Most landmines, unexploded ordnance and cluster munitions have been laid or deployed indiscriminately and without reliable documentation. Since the precise location and extent of the contaminated areas are usually unknown, it is unfortunately often only when accidents happen that the hidden danger is revealed.
In many countries such as Afghanistan, Cambodia, Colombia, Laos and Viet Nam, unexploded or abandoned ordnance and cluster munitions today cause more casualties than landmines. The clearance programmes funded by the Federal Foreign Office take this fact into account. These programmes aim to create a safe environment for the local population by tackling all three threats – landmines, unexploded ordnance and cluster munitions – at once.
Germany is a party to the Convention on Prohibitions or Restrictions on the Use of Certain Conventional Weapons Which May Be Deemed to Be Excessively Injurious or to Have Indiscriminate Effects (United Nations Convention on Certain Conventional Weapons), the Convention on the Prohibition of the Use, Stockpiling, Production and Transfer of Anti-Personnel Mines and on their Destruction (Ottawa Convention) and the Convention on Cluster Munitions, and is campaigning strongly for these Conventions to be implemented and become universal in scope.

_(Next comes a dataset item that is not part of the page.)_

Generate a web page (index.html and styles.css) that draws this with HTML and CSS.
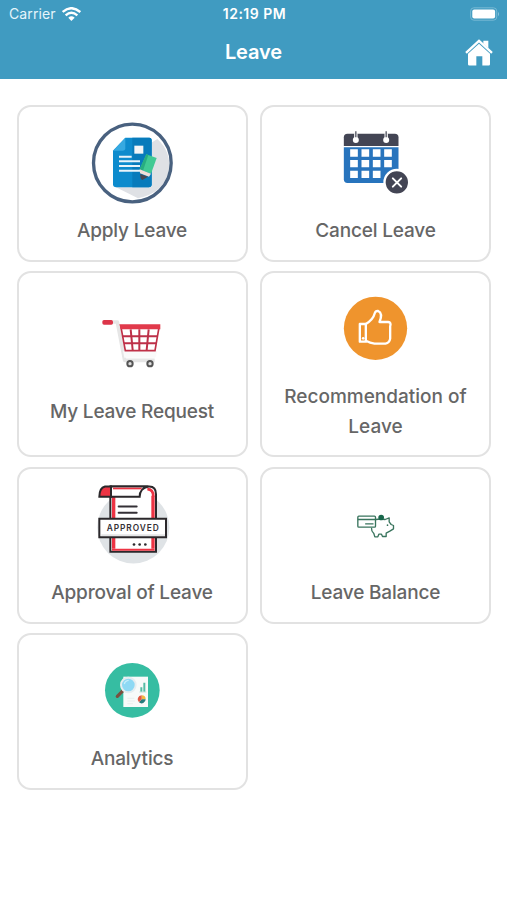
FILE: index.html
```html
<!DOCTYPE html>
<html lang="en">
<head>
<meta charset="utf-8">
<title>Leave</title>
<link rel="stylesheet" href="styles.css">
</head>
<body>
<header class="header">
  <div class="status">
    <div class="carrier"><span>Carrier</span>
      <svg class="wifi" viewBox="0 0 57 42"><g fill="none" stroke="#fff" stroke-width="7"><path d="M2 15Q28 -8 55 15"/><path d="M11 25Q28 9 46 25"/></g><path d="M19 32Q28 24 38 32L28 42Z" fill="#fff"/></svg>
    </div>
    <span class="time">12:19 PM</span>
    <svg class="battery" viewBox="0 0 92 42"><rect x="2" y="2" width="80" height="38" rx="10" fill="none" stroke="#78b9d4" stroke-width="3"/><rect x="7" y="7" width="70" height="28" rx="6" fill="#fff"/><path d="M86 14Q92 21 86 28Z" fill="#8fc5dc"/></svg>
  </div>
  <div class="navbar">
    <h1 class="title">Leave</h1>
    <svg class="home" viewBox="0 0 84 80"><path d="M3 41L42 5L81 41" fill="none" stroke="#fff" stroke-width="7"/><path d="M55 5h15v22L55 14Z" fill="#fff"/><path d="M9 44L42 14L75 44V75Q75 79 71 79H52V51H34V79H13Q9 79 9 75Z" fill="#fff"/></svg>
  </div>
</header>
<main class="grid">
  <a class="card">
    <svg class="icon" viewBox="0 14 300 258">
      <circle cx="151" cy="143" r="116" fill="#fff"/>
      <path d="M207 83L226 71Q268 109 261 165Q246 233 168 249L99 214H205Z" fill="#dfe1e5"/>
      <path d="M130 67H202Q209 67 209 75V207Q209 216 200 216H103Q93 216 93 207V106Z" fill="#0d8bcd"/>
      <path d="M151 67H202Q209 67 209 75V207Q209 216 200 216H151Z" fill="#087bbb"/>
      <path d="M93 106L130 67V99Q130 106 122 106Z" fill="#36a9e1"/>
      <path d="M157 91H184V115H157Z" fill="#f3f5f7"/>
      <path d="M111 124H149M111 138H174M111 152H174M111 166H174" stroke="#e9f4fa" stroke-width="6"/>
      <path d="M193 117L224 128L207 175L173 162Z" fill="#41ca94"/><path d="M193 117L199 119L183 166L173 162Z" fill="#28ad80"/>
      <path d="M173 162L207 175L201 184L174 174Z" fill="#f2dfd8"/><path d="M175 176L198 184L181 194Q174 191 175 176Z" fill="#4b4650"/>
      <circle cx="151" cy="143" r="116.5" fill="none" stroke="#49617f" stroke-width="10"/>
    </svg>
    <span class="label">Apply Leave</span>
  </a>
  <a class="card">
    <svg class="icon" viewBox="-13.5 0 300 258">
      <path d="M40 82H204V178Q204 189 193 189H51Q40 189 40 178Z" fill="#2874bd"/>
      <path d="M40 78V52Q40 41 51 41H193Q204 41 204 52V78Z" fill="#434554"/>
      <g fill="#fff"><circle cx="76" cy="60" r="9"/><circle cx="167" cy="60" r="9"/><path d="M71 40h10v16H71zM162 40h10v16H162z"/>
      <path d="M59 88h23v22H59zM93 88h23v22H93zM127 88h23v22H127zM161 88h23v22H161zM59 120h23v22H59zM93 120h23v22H93zM127 120h23v22H127zM161 120h23v22H161zM59 152h23v22H59zM93 152h23v22H93zM127 152h23v22H127z"/></g>
      <path d="M76 34V52M167 34V52" stroke="#535562" stroke-width="4"/>
      <circle cx="199" cy="187" r="37" fill="#434554" stroke="#fff" stroke-width="7"/>
      <path d="M187 175L212 200M212 175L187 200" stroke="#fff" stroke-width="6" stroke-linecap="round"/>
    </svg>
    <span class="label">Cancel Leave</span>
  </a>
  <a class="card tall">
    <svg class="icon" viewBox="-24 -12 300 258">
      <path d="M68 51H82L104 166H194" fill="none" stroke="#e6e6e6" stroke-width="11" stroke-linejoin="round"/>
      <path d="M99 137H202L196 158H103Z" fill="#fafafa"/>
      <rect x="37" y="45" width="32" height="14" rx="5" fill="#dc3549"/>
      <path d="M93 67H207L195 137H106Z" fill="#fff" stroke="#bf3148" stroke-width="5"/>
      <path d="M122 73L128 135M148 73V135M176 73L170 135M98 94H202M102 115H198" fill="none" stroke="#bd3049" stroke-width="6"/>
      <path d="M88 58H211V73H92Z" fill="#e13a4b"/>
      <g fill="#ddd" stroke="#555" stroke-width="6"><circle cx="120" cy="176" r="8"/><circle cx="180" cy="176" r="8"/></g>
    </svg>
    <span class="label">My Leave Request</span>
  </a>
  <a class="card tall">
    <svg class="icon" viewBox="-28.5 -13 300 258">
      <circle cx="120" cy="114" r="95" fill="#ef942d"/>
      <g fill="none" stroke="#fff" stroke-width="7" stroke-linejoin="round"><path d="M91 101Q113 88 118 68Q120 61 128 62Q143 69 132 95H158Q168 96 164 108V145Q162 158 150 160H117Q104 158 91 151"/><path d="M73 101H91V154H73Z"/></g>
      <circle cx="83" cy="144" r="4" fill="#fff"/>
    </svg>
    <span class="label wide">Recommendation of Leave</span>
  </a>
  <a class="card">
    <svg class="icon" viewBox="-9 20.5 300 258">
      <circle cx="145" cy="157" r="108" fill="#dfe3e6"/>
      <path d="M76 34H193Q213 34 213 57V230H76Z" fill="#fff" stroke="#2b282b" stroke-width="6"/>
      <path d="M86 65V221M204 62V221" fill="none" stroke="#ed3444" stroke-width="10"/>
      <path d="M81 224H209" stroke="#ed3444" stroke-width="6"/>
      <path d="M78 34H60Q43 38 43 65H78Z" fill="#ed3444" stroke="#2b282b" stroke-width="6"/>
      <path d="M78 34H190Q164 39 164 65H78Z" fill="#fff" stroke="#2b282b" stroke-width="6"/>
      <path d="M84 40H170" stroke="#ed3444" stroke-width="5"/>
      <path d="M187 42Q205 42 205 64" fill="none" stroke="#ed3444" stroke-width="8"/>
      <path d="M101 94H155M101 113H155" stroke="#343036" stroke-width="6" stroke-linecap="round"/>
      <path d="M43 131H243V186H43Z" fill="#fff" stroke="#2b282b" stroke-width="6"/><path d="M49 180H240" stroke="#e4e5e6" stroke-width="5"/>
      <text class="stamp" x="143" y="167" text-anchor="middle" textLength="156">APPROVED</text>
      <g fill="#2b282b"><circle cx="147" cy="208" r="4"/><circle cx="164" cy="208" r="4"/><circle cx="181" cy="208" r="4"/></g>
    </svg>
    <span class="label">Approval of Leave</span>
  </a>
  <a class="card">
    <svg class="icon" viewBox="-58.5 -69.5 300 258">
      <g fill="none" stroke="#39745d" stroke-width="4" stroke-linejoin="round"><rect x="37" y="33" width="53" height="33" rx="3"/><path d="M37 43H90M59 56H84"/><path d="M91 43Q104 40 119 43L131 38V50L137 58L144 61V71L133 78L122 84V94H111L108 87H100L97 95H88L85 85Q77 77 78 68"/></g>
      <circle cx="107" cy="37" r="8.5" fill="#17664a"/><circle cx="126" cy="60" r="2.5" fill="#39745d"/>
    </svg>
    <span class="label">Leave Balance</span>
  </a>
  <a class="card">
    <svg class="icon" viewBox="-39 -20 300 258">
      <circle cx="112" cy="107" r="82" fill="#36bda2"/>
      <path d="M85 66H159V157H85Z" fill="#f7faf9"/>
      <path d="M84 108L67 125" stroke="#79503f" stroke-width="10" stroke-linecap="round"/>
      <circle cx="100" cy="91" r="22" fill="#8ed9f4" stroke="#e5edf0" stroke-width="6"/><path d="M88 88Q90 78 101 77" fill="none" stroke="#c7effb" stroke-width="4"/>
      <path d="M139 98V111M148 84V111" stroke="#55bca4" stroke-width="6"/><path d="M133 112H154" stroke="#b0d8cd" stroke-width="2"/>
      <path d="M140 134V122A12 12 0 0 1 152 134Z" fill="#f1b940"/><path d="M140 134H152A12 12 0 0 1 132 143Z" fill="#267c7d"/><path d="M140 134L132 143A12 12 0 0 1 140 122Z" fill="#e05a45"/>
      <path d="M97 131H118M97 139H120M97 147H114" stroke="#e4eae8" stroke-width="2"/>
    </svg>
    <span class="label">Analytics</span>
  </a>
</main>
</body>
</html>
```
FILE: styles.css
```css
* { box-sizing: border-box; }
body { margin: 0; min-height: 900px; background: #fff; font-family: Inter, "Liberation Sans", sans-serif; }
.header { height: 79px; background: #409bc1; color: #fff; }
.status { height: 27px; padding: 0 7px 0 9px; display: grid; grid-template-columns: 1fr auto 1fr; align-items: center; font-size: 14px; }
.carrier { display: flex; align-items: center; gap: 6px; color: #e5f5fb; letter-spacing: .1px; }
.wifi { width: 19px; height: 14px; }
.time { font-weight: 600; letter-spacing: .5px; }
.battery { width: 30px; height: 14px; justify-self: end; }
.navbar { height: 50px; padding: 0 14px; display: grid; grid-template-columns: 28px 1fr 28px; align-items: center; }
.title { grid-column: 2; margin: 0; text-align: center; font-size: 20px; font-weight: 600; letter-spacing: -.1px; }
.home { width: 28px; height: 27px; }
.grid { display: grid; grid-template-columns: 231px 231px; grid-template-rows: 157px 186px 157px 157px; gap: 9.3px 12.5px; padding: 26px 16.5px; }
.card { display: flex; flex-direction: column; align-items: center; padding: 13px 20px 0; border: 2px solid #e2e2e2; border-radius: 14px; }
.tall { padding-top: 13px; }
.tall:nth-child(3) { padding-top: 28px; }
.icon { width: 100px; height: 86px; flex: none; }
.label { margin-top: 10px; color: #666; font-size: 19px; font-weight: 500; letter-spacing: -.18px; line-height: 29.5px; text-align: center; }
.wide { letter-spacing: 0; }
.stamp { font: 600 25px Inter, sans-serif; fill: #343036; }
```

Well into the 1990s, anti-personnel mines were seen by many armed forces, including those in democratic countries, as indispensable. Up till then such weapons were found in practically every country’s arsenal and during the Cold War neither the public at large nor the politicians had any doubts about their legality. There were virtually no restrictions on global trade in mines, which were deployed mostly in internal conflicts by many state and non-state actors without any scruples or thought for the long-term humanitarian consequences.
Together with the International Campaign to Ban Landmines, from the mid-1990s onwards the German Government pushed hard for a ban on anti-personnel mines and played a leading role in the drafting and implementation of the Ottawa Convention. The unilateral announcement in 1996 that Germany would no longer deploy anti-personnel mines gave a further boost to the international negotiation process.
Following the deployment of cluster munitions in the Middle East in summer 2006, there were calls for a ban on these munitions. The German Government was aware early on that the deployment of cluster munitions puts the civilian population in particular at risk, not least because certain types are known to have a high dud rate. We therefore supported the negotiating process on cluster munitions from the start. The aim was to ensure better protection for the civilian population from the hazards associated with these weapons and thereby contribute to the further development of international humanitarian law.
The Oslo Process on Cluster Munitions initiated by Norway outside the UN context in February 2007 produced the Convention on Cluster Munitions, which was signed by 94 countries (including Germany) in Oslo on 3 December 2008 and entered into force on 1 August 2010.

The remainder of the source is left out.